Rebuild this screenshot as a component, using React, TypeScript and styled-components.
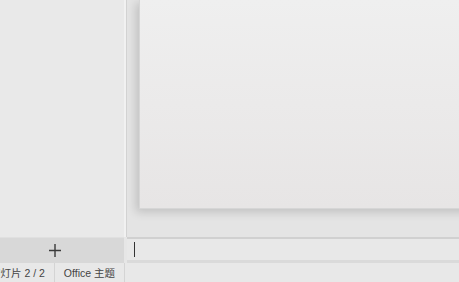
import styled, { createGlobalStyle } from "styled-components";

const GlobalStyle = createGlobalStyle`
  html, body {
    margin: 0;
    padding: 0;
    overflow: hidden;
    background: #e8e8e8;
  }
  * { box-sizing: border-box; }
`;

const Window = styled.div`
  width: 459px;
  height: 282px;
  display: flex;
  flex-direction: column;
  font-family: "Liberation Sans", "Noto Sans CJK SC", sans-serif;
  overflow: hidden;
`;

const Workspace = styled.div`
  display: flex;
  height: 237px;
`;

const ThumbPane = styled.div`
  width: 124px;
  background: #e9e9e9;
`;

const Splitter = styled.div`
  width: 3px;
  background: #f1f1f1;
  border-right: 1px solid #d2d2d2;
`;

const Stage = styled.div`
  flex: 1;
  background: #e4e4e4;
  padding-left: 12px;
  overflow: hidden;
`;

const Slide = styled.div`
  height: 209px;
  width: 340px;
  background: linear-gradient(#efefef, #e7e5e5);
  border-left: 1px solid #d6d6d6;
  border-bottom: 1px solid #d6d6d6;
  box-shadow: -3px 3px 9px rgba(0, 0, 0, 0.16);
`;

const BottomRow = styled.div`
  display: flex;
  height: 26px;
`;

const AddBar = styled.div`
  width: 124px;
  background: #d8d8d8;
  display: flex;
  align-items: center;
  padding-left: 49px;
  border-top: 1px solid #e0e0e0;
`;

const NotesGap = styled.div`
  width: 3px;
  background: #e6e6e6;
`;

const Notes = styled.div`
  flex: 1;
  background: #e8e8e8;
  border-top: 2px solid #d0d0d0;
  border-bottom: 3px solid #dadada;
  padding-left: 7px;
  display: flex;
  align-items: center;
`;

const Caret = styled.div`
  width: 1px;
  height: 15px;
  background: #333;
`;

const StatusBar = styled.div`
  height: 19px;
  background: #e8e8e8;
  display: flex;
  align-items: center;
  font-size: 10.5px;
  color: #444;
`;

const StatusItem = styled.div<{ $shift?: number }>`
  height: 100%;
  display: flex;
  align-items: center;
  padding: 0 9px;
  border-right: 1px solid #d4d4d4;
  white-space: nowrap;
  margin-left: ${(p) => p.$shift ?? 0}px;
`;

export default function App() {
  return (
    <Window>
      <GlobalStyle />
      <Workspace>
        <ThumbPane />
        <Splitter />
        <Stage>
          <Slide />
        </Stage>
      </Workspace>
      <BottomRow>
        <AddBar>
          <svg width="12" height="13" viewBox="0 0 12 13">
            <path d="M6 0v13M0 6.5h12" stroke="#3a3a3a" strokeWidth="1.4" />
          </svg>
        </AddBar>
        <NotesGap />
        <Notes>
          <Caret />
        </Notes>
      </BottomRow>
      <StatusBar>
        <StatusItem $shift={-19}>幻灯片 2 / 2</StatusItem>
        <StatusItem>Office 主题</StatusItem>
      </StatusBar>
    </Window>
  );
}
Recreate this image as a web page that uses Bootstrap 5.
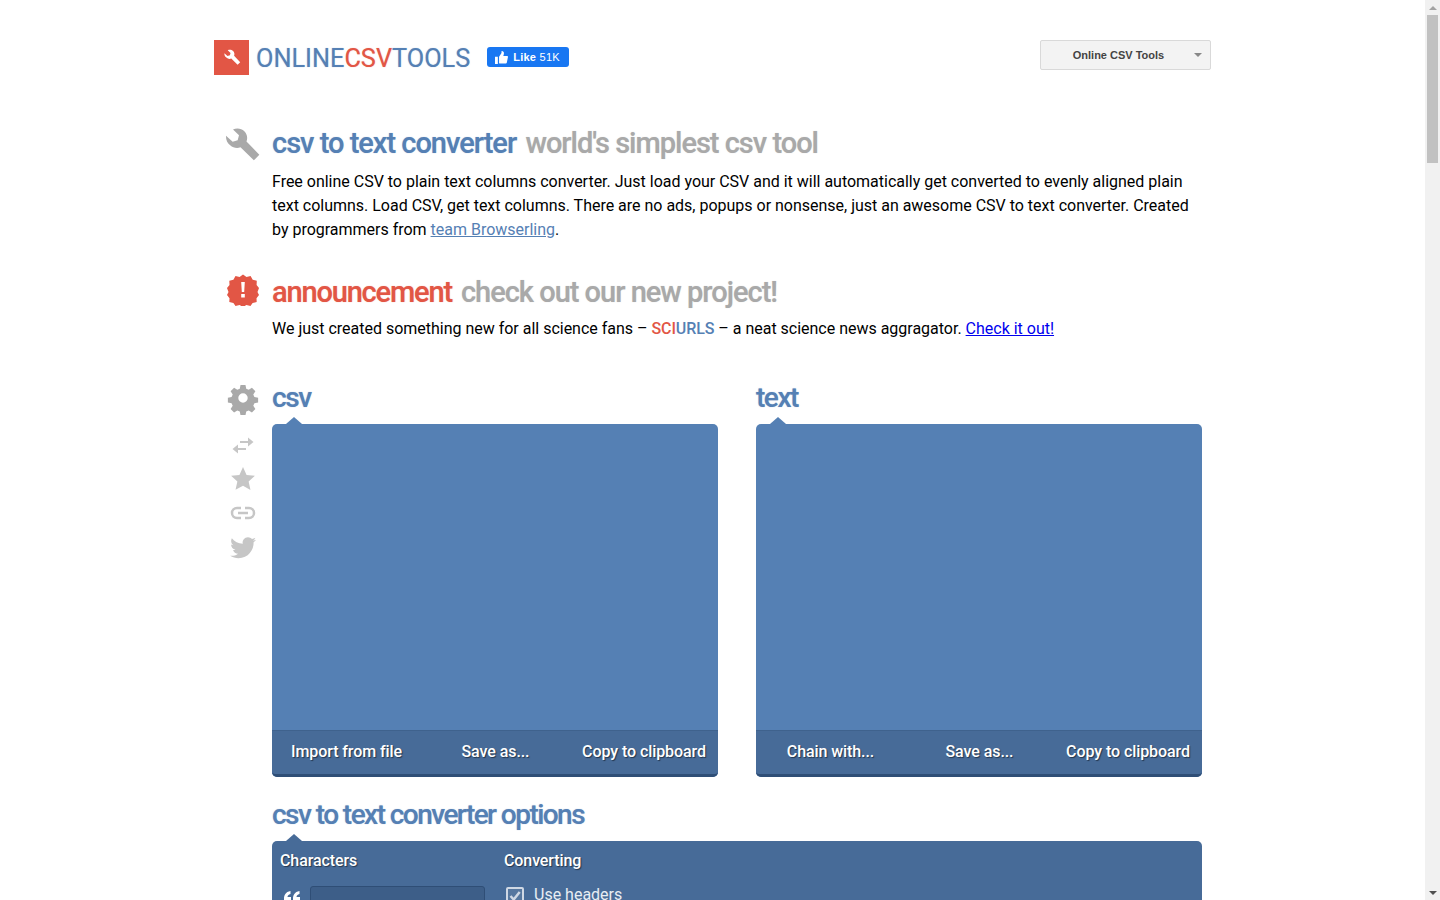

--

What to produce: Write the full listing out again with every line unchanged, but include no pictures.

Result of this exercise:
Rebuild this screenshot as a component, using React, TypeScript and styled-components.
import styled, { createGlobalStyle } from "styled-components";

const GlobalStyle = createGlobalStyle`
  html, body {
    margin: 0;
    padding: 0;
    overflow: hidden;
    background: #e8e8e8;
  }
  * { box-sizing: border-box; }
`;

const Window = styled.div`
  width: 459px;
  height: 282px;
  display: flex;
  flex-direction: column;
  font-family: "Liberation Sans", "Noto Sans CJK SC", sans-serif;
  overflow: hidden;
`;

const Workspace = styled.div`
  display: flex;
  height: 237px;
`;

const ThumbPane = styled.div`
  width: 124px;
  background: #e9e9e9;
`;

const Splitter = styled.div`
  width: 3px;
  background: #f1f1f1;
  border-right: 1px solid #d2d2d2;
`;

const Stage = styled.div`
  flex: 1;
  background: #e4e4e4;
  padding-left: 12px;
  overflow: hidden;
`;

const Slide = styled.div`
  height: 209px;
  width: 340px;
  background: linear-gradient(#efefef, #e7e5e5);
  border-left: 1px solid #d6d6d6;
  border-bottom: 1px solid #d6d6d6;
  box-shadow: -3px 3px 9px rgba(0, 0, 0, 0.16);
`;

const BottomRow = styled.div`
  display: flex;
  height: 26px;
`;

const AddBar = styled.div`
  width: 124px;
  background: #d8d8d8;
  display: flex;
  align-items: center;
  padding-left: 49px;
  border-top: 1px solid #e0e0e0;
`;

const NotesGap = styled.div`
  width: 3px;
  background: #e6e6e6;
`;

const Notes = styled.div`
  flex: 1;
  background: #e8e8e8;
  border-top: 2px solid #d0d0d0;
  border-bottom: 3px solid #dadada;
  padding-left: 7px;
  display: flex;
  align-items: center;
`;

const Caret = styled.div`
  width: 1px;
  height: 15px;
  background: #333;
`;

const StatusBar = styled.div`
  height: 19px;
  background: #e8e8e8;
  display: flex;
  align-items: center;
  font-size: 10.5px;
  color: #444;
`;

const StatusItem = styled.div<{ $shift?: number }>`
  height: 100%;
  display: flex;
  align-items: center;
  padding: 0 9px;
  border-right: 1px solid #d4d4d4;
  white-space: nowrap;
  margin-left: ${(p) => p.$shift ?? 0}px;
`;

export default function App() {
  return (
    <Window>
      <GlobalStyle />
      <Workspace>
        <ThumbPane />
        <Splitter />
        <Stage>
          <Slide />
        </Stage>
      </Workspace>
      <BottomRow>
        <AddBar>
          <svg width="12" height="13" viewBox="0 0 12 13">
            <path d="M6 0v13M0 6.5h12" stroke="#3a3a3a" strokeWidth="1.4" />
          </svg>
        </AddBar>
        <NotesGap />
        <Notes>
          <Caret />
        </Notes>
      </BottomRow>
      <StatusBar>
        <StatusItem $shift={-19}>幻灯片 2 / 2</StatusItem>
        <StatusItem>Office 主题</StatusItem>
      </StatusBar>
    </Window>
  );
}
Recreate this image as a web page that uses Bootstrap 5.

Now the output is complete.